Não voltei a receber notícias de Roland H. e, constantemente, me pergunto o que teria acontecido com ele. Na nossa conversa, que ele relatou fielmente a vocês, houve um aspecto que não lhe levei ao conhecimento. O motivo que tive para não dizer-lhe tudo é que, naquele tempo, eu devia ser extremamente cuidadoso no que dizia, por haver-me dado conta de que minhas declarações eram interpretadas erradamente. Por isso, decidi ser muito cauteloso com o Roland.
Porém, o que eu realmente pensava era o resultado de várias experiências com casos semelhantes ao dele. Sua fantástica necessidade do álcool era equivalente, no nível mais baixo, a sede espiritual de nosso Ser pela integridade, expressada em linguagem medieval: – a união com Deus. (Nota: “Assim como o cervo brama pelas correntes das águas, assim suspira minha alma por ti, ó Deus!” – Salmos 42.1) Como pode alguém formular tal percepção em uma linguagem que não seja mal interpretada em nossos dias?
A única forma correta e legítima para dita experiência é que ela ocorra realmente com você, e somente acontece quando estiver transitando pela estrada que conduza a uma compreensão mais elevada. Pode ser conduzido a essa meta por um ato de pura graça, por meio de um contato pessoal e honesto com semelhantes, ou através de uma educação aprimorada da mente, mais além dos confins do mero racionalismo. Observo, por sua carta, que Roland escolheu a segunda hipótese, que foi, em face das circunstâncias, logicamente a melhor. Estou firmemente convencido de que o principio do mal, que prevalece neste mundo, deriva da necessidade espiritual não identificada diante da perdição. Quando nada é contraposto por meio da verdadeira percepção, ou pela muralha protetora da comunidade humana, uma criatura comum não protegida por uma ação do Alto e isolada pela sociedade, não pode resistir ao poder do mal, o qual, de forma muito inteligente, denominamos demônio.
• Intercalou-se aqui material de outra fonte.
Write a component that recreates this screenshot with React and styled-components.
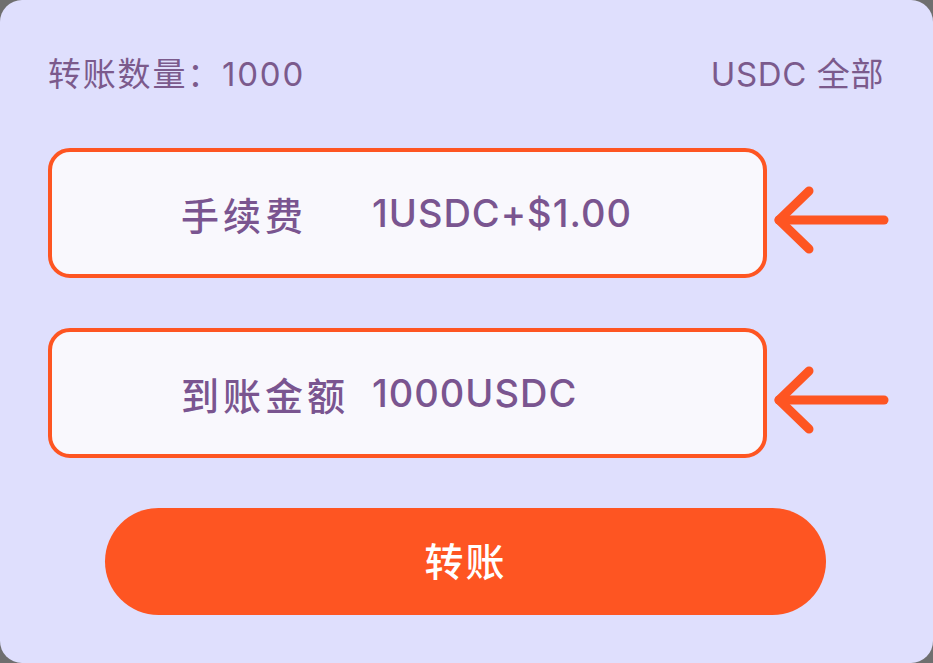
import React from "react";
import styled, { createGlobalStyle } from "styled-components";

const Global = createGlobalStyle`
  html, body { margin: 0; padding: 0; background: #6f6f6f; }
  body { font-family: "Inter", "Noto Sans CJK SC", sans-serif; }
`;

const Card = styled.div`
  box-sizing: border-box;
  width: 933px;
  height: 663px;
  background: #dfdffd;
  border-radius: 22px;
  padding: 50px 49px 0 48px;
  display: flex;
  flex-direction: column;
`;

const TopRow = styled.div`
  display: flex;
  justify-content: space-between;
  align-items: center;
  height: 44px;
  font-size: 33px;
  color: #7b5a8c;
  margin-bottom: 54px;
`;

const TopText = styled.span`
  letter-spacing: ${(p) => p.$spacing}px;
`;

const Rows = styled.div`
  display: flex;
  flex-direction: column;
  gap: 50px;
`;

const Row = styled.div`
  display: flex;
  align-items: center;
`;

const Box = styled.div`
  box-sizing: border-box;
  flex-shrink: 0;
  width: 719px;
  height: 130px;
  border: 4px solid #fe5522;
  border-radius: 22px;
  background: #f9f8fd;
  display: flex;
  align-items: center;
  padding-left: 129px;
  color: #7a5590;
  font-weight: 500;
`;

const Label = styled.span`
  width: 191px;
  flex-shrink: 0;
  font-size: 38px;
  letter-spacing: 4px;
`;

const Value = styled.span`
  font-size: 38px;
  letter-spacing: 1px;
`;

const Arrow = styled.svg`
  flex-shrink: 0;
  overflow: visible;
  margin-top: 14px;
`;

const Button = styled.button`
  align-self: center;
  margin: 50px 0 0 -1px;
  padding: 0 0 5px;
  width: 721px;
  height: 107px;
  border: none;
  border-radius: 54px;
  background: #fe5522;
  color: #fff;
  font-family: "Noto Sans CJK SC", sans-serif;
  font-size: 39px;
  font-weight: 500;
  letter-spacing: 2px;
  cursor: pointer;
`;

const ArrowIcon = () => (
  <Arrow width="117" height="70" viewBox="0 0 117 70">
    <g stroke="#fe5522" strokeWidth="9" strokeLinecap="round" strokeLinejoin="round" fill="none">
      <path d="M12 35 H117" />
      <path d="M42 6 L12 35 L42 64" />
    </g>
  </Arrow>
);

export default function App() {
  return (
    <>
      <Global />
      <Card>
        <TopRow>
          <TopText $spacing={1.8}>转账数量：1000</TopText>
          <TopText $spacing={0.6}>USDC 全部</TopText>
        </TopRow>
        <Rows>
          <Row>
            <Box>
              <Label>手续费</Label>
              <Value>1USDC+$1.00</Value>
            </Box>
            <ArrowIcon />
          </Row>
          <Row>
            <Box>
              <Label>到账金额</Label>
              <Value>1000USDC</Value>
            </Box>
            <ArrowIcon />
          </Row>
        </Rows>
        <Button>转账</Button>
      </Card>
    </>
  );
}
Porém, ouso desses termos perpetrar tamanhos horrores, que o melhor é manter-me longe deles o mais possível.
São essas as razões pelas quais eu não me considerava em condições para dar explicações suficientes e completas ao Roland H., porém me arrisco com o senhor, já que deduzo, de sua honesta e sincera carta, que adquiriu um ponto de vista que supera as equívocas trivialidades que geralmente se escutam a respeito do alcoolismo.
Como sabe, álcool em latim é spiritrus; e se usa a mesma palavra para descrever as experiências religiosas mais elevadas, como para o veneno mais depravador.
Uma fórmula lógica é, pois, Spiritus contra Spiritum.
De V. Sa., atentamente,
Carl C. Jung.
(Traduzido da Revista El Mensaje Para a Revista Vivência por Luiz M.)